§ Directive:
Transcribe the listing that follows in full, omitting pictures.

☆ ☆ ☆

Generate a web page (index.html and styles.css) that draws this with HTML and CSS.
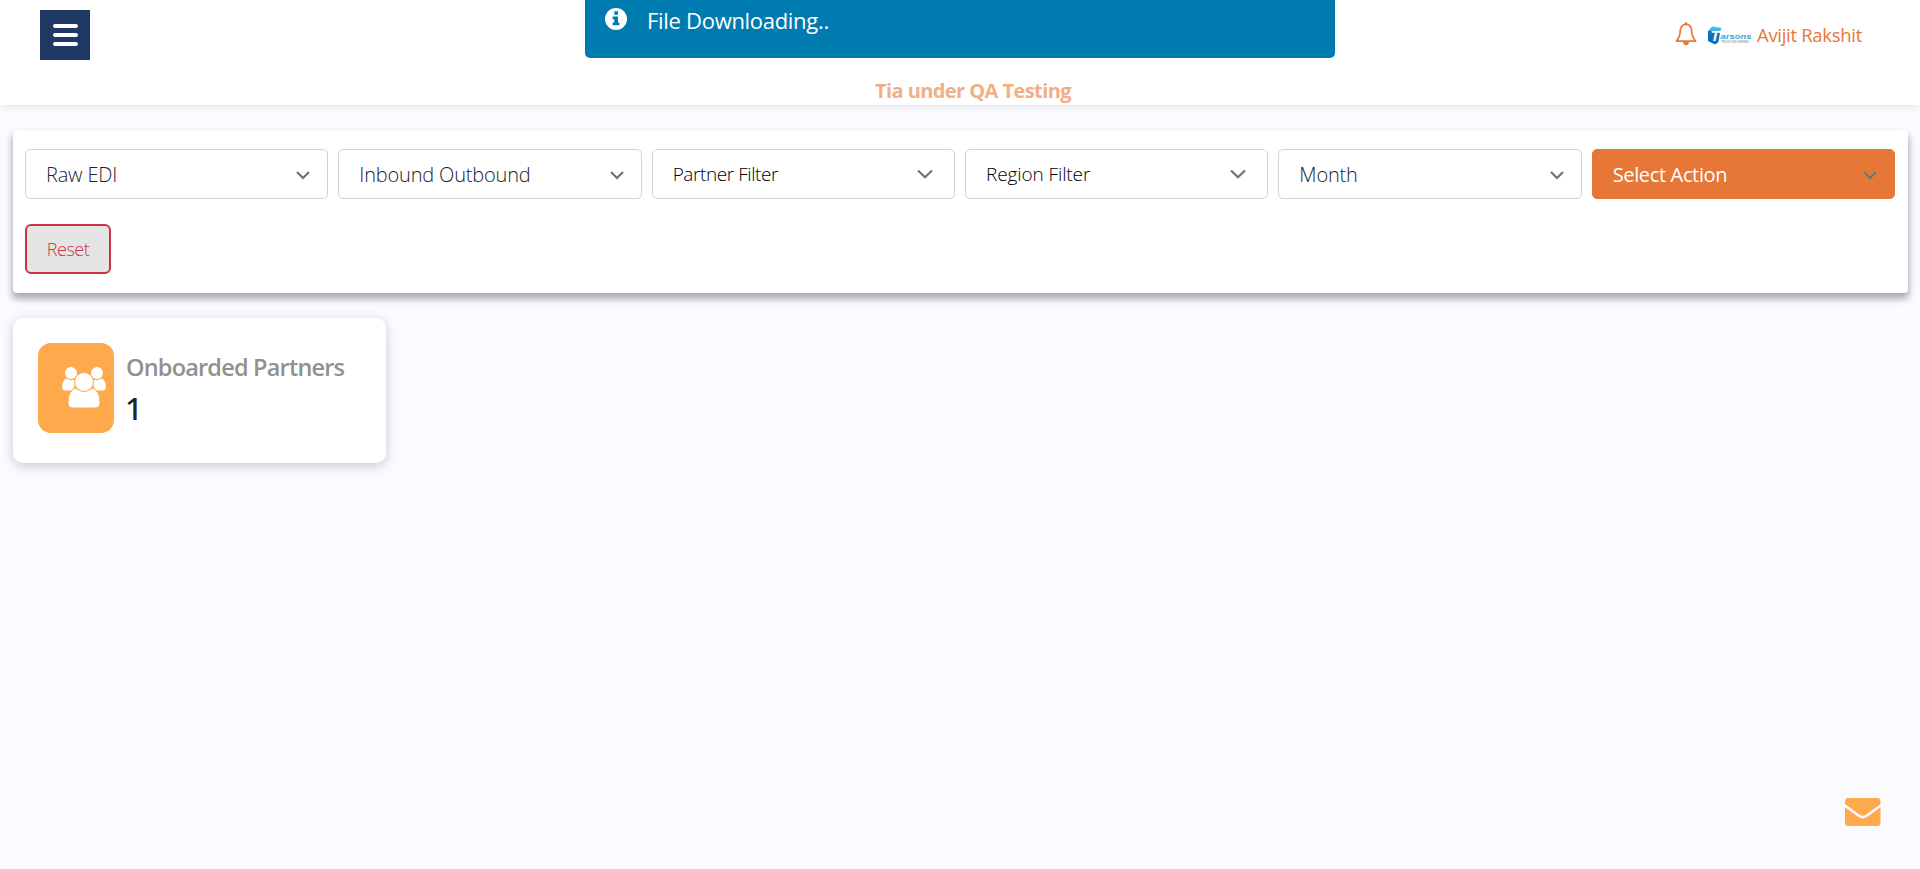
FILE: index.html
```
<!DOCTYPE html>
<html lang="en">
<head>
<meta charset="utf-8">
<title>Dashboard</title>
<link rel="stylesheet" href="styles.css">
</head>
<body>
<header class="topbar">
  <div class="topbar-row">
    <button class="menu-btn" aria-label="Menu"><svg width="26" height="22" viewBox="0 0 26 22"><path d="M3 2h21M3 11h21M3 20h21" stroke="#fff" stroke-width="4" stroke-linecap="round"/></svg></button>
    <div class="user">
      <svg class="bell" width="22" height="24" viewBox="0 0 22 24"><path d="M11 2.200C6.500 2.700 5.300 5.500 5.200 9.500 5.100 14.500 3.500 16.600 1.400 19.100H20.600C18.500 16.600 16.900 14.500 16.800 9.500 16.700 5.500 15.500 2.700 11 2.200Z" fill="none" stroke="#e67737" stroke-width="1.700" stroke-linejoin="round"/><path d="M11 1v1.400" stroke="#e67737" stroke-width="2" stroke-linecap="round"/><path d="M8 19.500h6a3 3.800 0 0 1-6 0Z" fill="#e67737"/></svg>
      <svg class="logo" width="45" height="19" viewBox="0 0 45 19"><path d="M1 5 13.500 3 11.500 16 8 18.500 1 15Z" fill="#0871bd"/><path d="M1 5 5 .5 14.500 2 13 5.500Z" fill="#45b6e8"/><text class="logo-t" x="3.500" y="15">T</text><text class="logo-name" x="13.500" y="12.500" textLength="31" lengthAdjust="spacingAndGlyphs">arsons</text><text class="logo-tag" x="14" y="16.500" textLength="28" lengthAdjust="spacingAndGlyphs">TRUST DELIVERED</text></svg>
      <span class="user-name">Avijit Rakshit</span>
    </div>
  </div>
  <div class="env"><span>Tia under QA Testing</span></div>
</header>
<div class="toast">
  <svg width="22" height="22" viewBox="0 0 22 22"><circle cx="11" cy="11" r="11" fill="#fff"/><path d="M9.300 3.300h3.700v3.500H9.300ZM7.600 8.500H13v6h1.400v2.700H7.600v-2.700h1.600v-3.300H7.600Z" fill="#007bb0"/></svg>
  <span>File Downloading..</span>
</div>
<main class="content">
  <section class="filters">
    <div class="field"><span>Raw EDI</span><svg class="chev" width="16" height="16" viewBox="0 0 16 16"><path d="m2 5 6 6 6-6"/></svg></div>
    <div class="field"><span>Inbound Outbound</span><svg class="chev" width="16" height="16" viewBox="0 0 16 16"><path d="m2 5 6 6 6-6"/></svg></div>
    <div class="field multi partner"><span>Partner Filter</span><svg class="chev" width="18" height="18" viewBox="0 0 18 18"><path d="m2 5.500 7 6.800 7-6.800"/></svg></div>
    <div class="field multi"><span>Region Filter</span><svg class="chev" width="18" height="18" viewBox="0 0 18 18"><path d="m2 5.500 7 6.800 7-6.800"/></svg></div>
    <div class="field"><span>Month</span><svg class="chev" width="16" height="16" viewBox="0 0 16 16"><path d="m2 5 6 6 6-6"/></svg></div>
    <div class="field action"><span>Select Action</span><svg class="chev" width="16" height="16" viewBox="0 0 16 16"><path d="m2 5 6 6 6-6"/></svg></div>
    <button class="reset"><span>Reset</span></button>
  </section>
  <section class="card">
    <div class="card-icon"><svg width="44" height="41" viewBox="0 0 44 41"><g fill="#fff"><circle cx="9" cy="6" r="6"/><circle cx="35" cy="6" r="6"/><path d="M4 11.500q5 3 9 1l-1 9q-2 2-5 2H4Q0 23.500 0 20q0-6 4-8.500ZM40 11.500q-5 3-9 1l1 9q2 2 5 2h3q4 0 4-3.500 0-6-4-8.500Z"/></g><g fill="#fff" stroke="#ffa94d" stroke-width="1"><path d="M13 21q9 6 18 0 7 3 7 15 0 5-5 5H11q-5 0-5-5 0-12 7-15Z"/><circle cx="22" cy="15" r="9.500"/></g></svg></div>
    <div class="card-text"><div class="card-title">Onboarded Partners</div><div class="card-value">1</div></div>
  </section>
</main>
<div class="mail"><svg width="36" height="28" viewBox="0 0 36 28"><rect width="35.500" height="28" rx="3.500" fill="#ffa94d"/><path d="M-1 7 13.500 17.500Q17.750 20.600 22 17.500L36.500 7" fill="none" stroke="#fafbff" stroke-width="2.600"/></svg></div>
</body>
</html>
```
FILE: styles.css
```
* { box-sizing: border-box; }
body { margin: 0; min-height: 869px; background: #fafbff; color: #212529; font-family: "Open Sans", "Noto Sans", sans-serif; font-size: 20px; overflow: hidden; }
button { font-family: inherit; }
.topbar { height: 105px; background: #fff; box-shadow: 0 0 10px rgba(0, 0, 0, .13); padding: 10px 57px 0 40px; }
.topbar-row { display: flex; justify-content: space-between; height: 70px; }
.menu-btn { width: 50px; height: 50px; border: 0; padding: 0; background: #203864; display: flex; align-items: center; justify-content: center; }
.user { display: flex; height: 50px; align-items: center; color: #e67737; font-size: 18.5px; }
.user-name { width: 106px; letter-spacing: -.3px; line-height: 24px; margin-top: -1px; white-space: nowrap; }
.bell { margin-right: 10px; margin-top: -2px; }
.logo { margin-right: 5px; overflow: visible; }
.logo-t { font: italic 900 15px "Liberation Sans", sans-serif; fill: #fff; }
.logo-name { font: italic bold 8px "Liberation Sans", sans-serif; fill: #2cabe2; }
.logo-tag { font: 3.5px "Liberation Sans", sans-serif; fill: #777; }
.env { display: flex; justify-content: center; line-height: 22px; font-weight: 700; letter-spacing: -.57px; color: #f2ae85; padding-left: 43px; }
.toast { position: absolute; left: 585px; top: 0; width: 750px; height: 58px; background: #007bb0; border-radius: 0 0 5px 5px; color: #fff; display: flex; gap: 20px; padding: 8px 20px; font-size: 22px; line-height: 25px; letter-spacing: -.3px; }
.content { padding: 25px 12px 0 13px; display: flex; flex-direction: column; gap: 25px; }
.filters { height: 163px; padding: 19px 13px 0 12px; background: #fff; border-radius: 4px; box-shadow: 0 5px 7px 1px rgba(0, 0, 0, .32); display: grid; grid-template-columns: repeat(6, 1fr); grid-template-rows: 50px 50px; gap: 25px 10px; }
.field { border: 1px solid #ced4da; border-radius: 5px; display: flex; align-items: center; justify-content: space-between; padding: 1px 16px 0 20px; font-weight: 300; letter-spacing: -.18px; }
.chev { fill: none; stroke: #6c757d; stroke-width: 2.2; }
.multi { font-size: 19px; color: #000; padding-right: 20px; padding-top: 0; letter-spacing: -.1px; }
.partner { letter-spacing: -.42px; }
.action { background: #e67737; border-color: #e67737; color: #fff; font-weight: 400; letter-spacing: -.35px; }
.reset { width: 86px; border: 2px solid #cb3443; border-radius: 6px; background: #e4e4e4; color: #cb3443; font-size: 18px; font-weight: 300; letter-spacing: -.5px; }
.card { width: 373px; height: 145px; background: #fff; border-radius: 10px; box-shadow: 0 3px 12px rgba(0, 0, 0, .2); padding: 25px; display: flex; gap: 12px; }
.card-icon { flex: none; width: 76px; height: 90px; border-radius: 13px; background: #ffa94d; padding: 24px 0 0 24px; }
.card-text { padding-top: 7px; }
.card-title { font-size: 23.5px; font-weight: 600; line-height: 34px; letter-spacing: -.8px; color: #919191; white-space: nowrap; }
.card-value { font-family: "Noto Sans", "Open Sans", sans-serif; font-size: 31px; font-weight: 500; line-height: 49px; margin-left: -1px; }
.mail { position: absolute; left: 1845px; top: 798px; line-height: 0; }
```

☆ ☆ ☆

§ Solution:
Generate a web page (index.html and styles.css) that draws this with HTML and CSS.
FILE: index.html
```
<!DOCTYPE html>
<html lang="en">
<head>
<meta charset="utf-8">
<title>Dashboard</title>
<link rel="stylesheet" href="styles.css">
</head>
<body>
<header class="topbar">
  <div class="topbar-row">
    <button class="menu-btn" aria-label="Menu"><svg width="26" height="22" viewBox="0 0 26 22"><path d="M3 2h21M3 11h21M3 20h21" stroke="#fff" stroke-width="4" stroke-linecap="round"/></svg></button>
    <div class="user">
      <svg class="bell" width="22" height="24" viewBox="0 0 22 24"><path d="M11 2.200C6.500 2.700 5.300 5.500 5.200 9.500 5.100 14.500 3.500 16.600 1.400 19.100H20.600C18.500 16.600 16.900 14.500 16.800 9.500 16.700 5.500 15.500 2.700 11 2.200Z" fill="none" stroke="#e67737" stroke-width="1.700" stroke-linejoin="round"/><path d="M11 1v1.400" stroke="#e67737" stroke-width="2" stroke-linecap="round"/><path d="M8 19.500h6a3 3.800 0 0 1-6 0Z" fill="#e67737"/></svg>
      <svg class="logo" width="45" height="19" viewBox="0 0 45 19"><path d="M1 5 13.500 3 11.500 16 8 18.500 1 15Z" fill="#0871bd"/><path d="M1 5 5 .5 14.500 2 13 5.500Z" fill="#45b6e8"/><text class="logo-t" x="3.500" y="15">T</text><text class="logo-name" x="13.500" y="12.500" textLength="31" lengthAdjust="spacingAndGlyphs">arsons</text><text class="logo-tag" x="14" y="16.500" textLength="28" lengthAdjust="spacingAndGlyphs">TRUST DELIVERED</text></svg>
      <span class="user-name">Avijit Rakshit</span>
    </div>
  </div>
  <div class="env"><span>Tia under QA Testing</span></div>
</header>
<div class="toast">
  <svg width="22" height="22" viewBox="0 0 22 22"><circle cx="11" cy="11" r="11" fill="#fff"/><path d="M9.300 3.300h3.700v3.500H9.300ZM7.600 8.500H13v6h1.400v2.700H7.600v-2.700h1.600v-3.300H7.600Z" fill="#007bb0"/></svg>
  <span>File Downloading..</span>
</div>
<main class="content">
  <section class="filters">
    <div class="field"><span>Raw EDI</span><svg class="chev" width="16" height="16" viewBox="0 0 16 16"><path d="m2 5 6 6 6-6"/></svg></div>
    <div class="field"><span>Inbound Outbound</span><svg class="chev" width="16" height="16" viewBox="0 0 16 16"><path d="m2 5 6 6 6-6"/></svg></div>
    <div class="field multi partner"><span>Partner Filter</span><svg class="chev" width="18" height="18" viewBox="0 0 18 18"><path d="m2 5.500 7 6.800 7-6.800"/></svg></div>
    <div class="field multi"><span>Region Filter</span><svg class="chev" width="18" height="18" viewBox="0 0 18 18"><path d="m2 5.500 7 6.800 7-6.800"/></svg></div>
    <div class="field"><span>Month</span><svg class="chev" width="16" height="16" viewBox="0 0 16 16"><path d="m2 5 6 6 6-6"/></svg></div>
    <div class="field action"><span>Select Action</span><svg class="chev" width="16" height="16" viewBox="0 0 16 16"><path d="m2 5 6 6 6-6"/></svg></div>
    <button class="reset"><span>Reset</span></button>
  </section>
  <section class="card">
    <div class="card-icon"><svg width="44" height="41" viewBox="0 0 44 41"><g fill="#fff"><circle cx="9" cy="6" r="6"/><circle cx="35" cy="6" r="6"/><path d="M4 11.500q5 3 9 1l-1 9q-2 2-5 2H4Q0 23.500 0 20q0-6 4-8.500ZM40 11.500q-5 3-9 1l1 9q2 2 5 2h3q4 0 4-3.500 0-6-4-8.500Z"/></g><g fill="#fff" stroke="#ffa94d" stroke-width="1"><path d="M13 21q9 6 18 0 7 3 7 15 0 5-5 5H11q-5 0-5-5 0-12 7-15Z"/><circle cx="22" cy="15" r="9.500"/></g></svg></div>
    <div class="card-text"><div class="card-title">Onboarded Partners</div><div class="card-value">1</div></div>
  </section>
</main>
<div class="mail"><svg width="36" height="28" viewBox="0 0 36 28"><rect width="35.500" height="28" rx="3.500" fill="#ffa94d"/><path d="M-1 7 13.500 17.500Q17.750 20.600 22 17.500L36.500 7" fill="none" stroke="#fafbff" stroke-width="2.600"/></svg></div>
</body>
</html>
```
FILE: styles.css
```
* { box-sizing: border-box; }
body { margin: 0; min-height: 869px; background: #fafbff; color: #212529; font-family: "Open Sans", "Noto Sans", sans-serif; font-size: 20px; overflow: hidden; }
button { font-family: inherit; }
.topbar { height: 105px; background: #fff; box-shadow: 0 0 10px rgba(0, 0, 0, .13); padding: 10px 57px 0 40px; }
.topbar-row { display: flex; justify-content: space-between; height: 70px; }
.menu-btn { width: 50px; height: 50px; border: 0; padding: 0; background: #203864; display: flex; align-items: center; justify-content: center; }
.user { display: flex; height: 50px; align-items: center; color: #e67737; font-size: 18.5px; }
.user-name { width: 106px; letter-spacing: -.3px; line-height: 24px; margin-top: -1px; white-space: nowrap; }
.bell { margin-right: 10px; margin-top: -2px; }
.logo { margin-right: 5px; overflow: visible; }
.logo-t { font: italic 900 15px "Liberation Sans", sans-serif; fill: #fff; }
.logo-name { font: italic bold 8px "Liberation Sans", sans-serif; fill: #2cabe2; }
.logo-tag { font: 3.5px "Liberation Sans", sans-serif; fill: #777; }
.env { display: flex; justify-content: center; line-height: 22px; font-weight: 700; letter-spacing: -.57px; color: #f2ae85; padding-left: 43px; }
.toast { position: absolute; left: 585px; top: 0; width: 750px; height: 58px; background: #007bb0; border-radius: 0 0 5px 5px; color: #fff; display: flex; gap: 20px; padding: 8px 20px; font-size: 22px; line-height: 25px; letter-spacing: -.3px; }
.content { padding: 25px 12px 0 13px; display: flex; flex-direction: column; gap: 25px; }
.filters { height: 163px; padding: 19px 13px 0 12px; background: #fff; border-radius: 4px; box-shadow: 0 5px 7px 1px rgba(0, 0, 0, .32); display: grid; grid-template-columns: repeat(6, 1fr); grid-template-rows: 50px 50px; gap: 25px 10px; }
.field { border: 1px solid #ced4da; border-radius: 5px; display: flex; align-items: center; justify-content: space-between; padding: 1px 16px 0 20px; font-weight: 300; letter-spacing: -.18px; }
.chev { fill: none; stroke: #6c757d; stroke-width: 2.2; }
.multi { font-size: 19px; color: #000; padding-right: 20px; padding-top: 0; letter-spacing: -.1px; }
.partner { letter-spacing: -.42px; }
.action { background: #e67737; border-color: #e67737; color: #fff; font-weight: 400; letter-spacing: -.35px; }
.reset { width: 86px; border: 2px solid #cb3443; border-radius: 6px; background: #e4e4e4; color: #cb3443; font-size: 18px; font-weight: 300; letter-spacing: -.5px; }
.card { width: 373px; height: 145px; background: #fff; border-radius: 10px; box-shadow: 0 3px 12px rgba(0, 0, 0, .2); padding: 25px; display: flex; gap: 12px; }
.card-icon { flex: none; width: 76px; height: 90px; border-radius: 13px; background: #ffa94d; padding: 24px 0 0 24px; }
.card-text { padding-top: 7px; }
.card-title { font-size: 23.5px; font-weight: 600; line-height: 34px; letter-spacing: -.8px; color: #919191; white-space: nowrap; }
.card-value { font-family: "Noto Sans", "Open Sans", sans-serif; font-size: 31px; font-weight: 500; line-height: 49px; margin-left: -1px; }
.mail { position: absolute; left: 1845px; top: 798px; line-height: 0; }
```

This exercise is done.